Of course, in retrospect only, observers would come to add a fifth way to win, which is the exit of a key competitor, Intel, from a business line where it competed with Qualcomm. Intel seemed to be scared enough to exit this business on the same day that Apple and Qualcomm settled their lawsuits. This suggests to me that Intel deemed competing with Qualcomm as hopeless, which is saying a lot coming from Intel! Arguably, the real value – in retrospect of course – of the Apple litigation may very well be that it was not a liability after all but was, in fact, an asset that demonstrated QCOM’s exceptionally strong competitive position. Investing is certainly full of surprises.
With one announcement two weeks ago, much of the uncertainty around QCOM vanished in a single day. The company settled its legal disputes with Apple, which prompted QCOM’s shares to rally 50% in two weeks for an increase in value of about $36 billion. To me, this suggests that $36 billion is a reasonable estimate for the discount the market had factored into QCOM’s value for legal risk. The lifting of this risk resulted in a lot of upside for investors that owned the stock. Of course, there was likely no way that anyone could have predicted this outcome in advance. That’s exactly our point.
We believe QCOM’s success was certainly a victory for those process-driven, thoughtful investors who prioritized risk management over prediction; who focused not on an unknowable future but rather on the optionality of multiple ways to win in an uncertain world. Done again and again, with such thinking embedded in each holding within a diversified portfolio, we believe such disciplined investors can reasonably expect – over a multi-year period – for that portfolio to surprise in the ways it may find to succeed. If that portfolio were to be successful over time, we strongly believe it would come not from correctly guessing a future that no one can control, but rather from superior risk management, the tools for which are surely in investors’ hands. That repeatable process is the one we seek to execute with each one of our investments.

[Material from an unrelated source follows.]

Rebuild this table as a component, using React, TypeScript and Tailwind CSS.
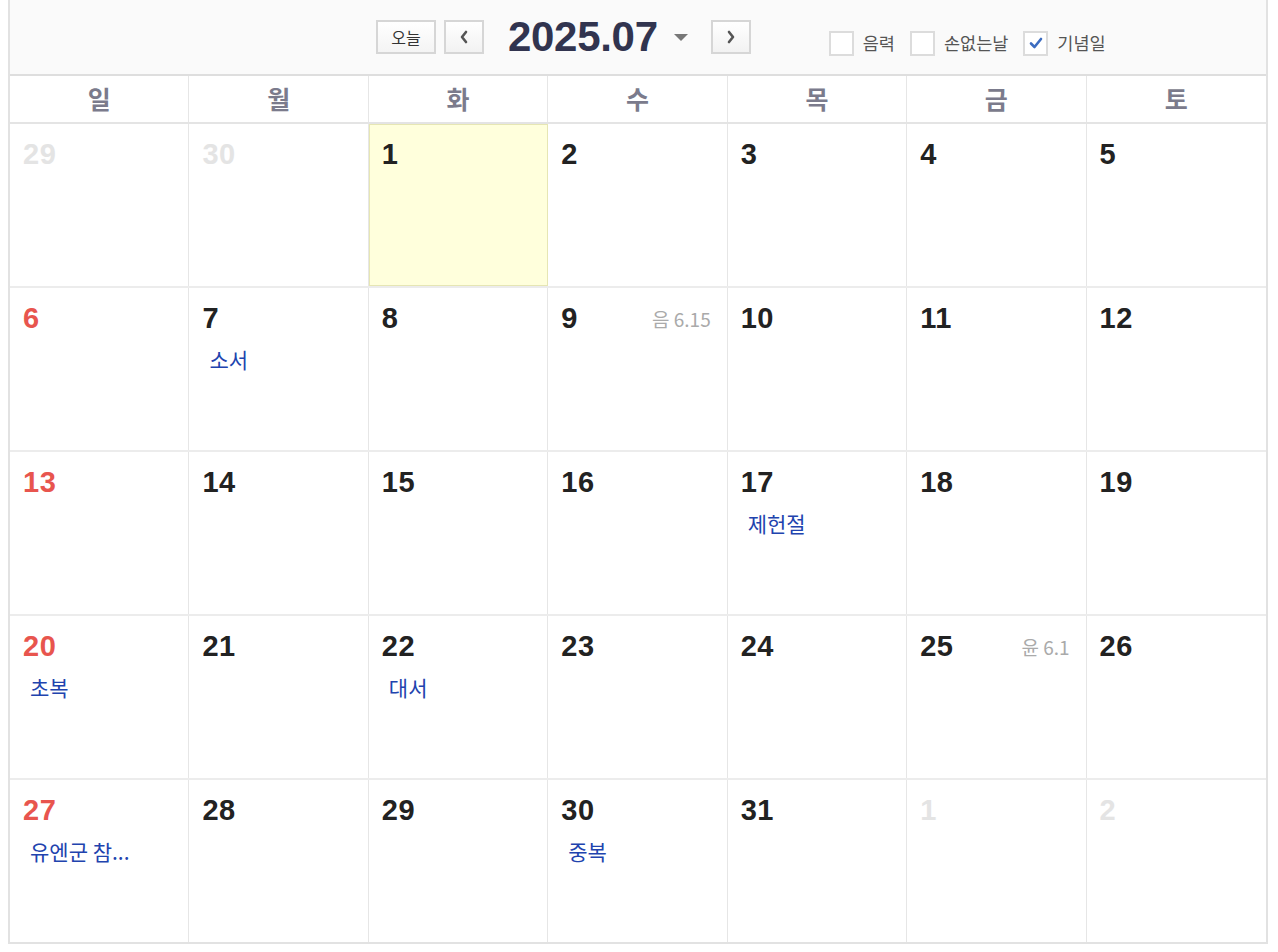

“Speculation is an effort, probably unsuccessful, to turn a little money into a lot. Investment is an effort, which should be successful, to prevent a lot of money from becoming a little.” – Fred Schwed, Jr.
Twenty years of professional investing has taught us many things. A few lessons stand out, each of which finds expression in QCOM’s trading history, and each of which we believe separates the discipline of investing from the gamble of speculation. Given that the future is unknowable, try to put the odds in your favor by limiting risk. At times, this means getting paid to wait in a security with limited downside that has multiple ways to win. We believe that, done with discipline and patience, this process allows us to confidently face an unknowable future. The best way to achieve this goal, in our view, is to insure diversification doesn’t end with the simple ownership of many holdings within a portfolio but rather goes further still when each individual investment has multiple ways to win.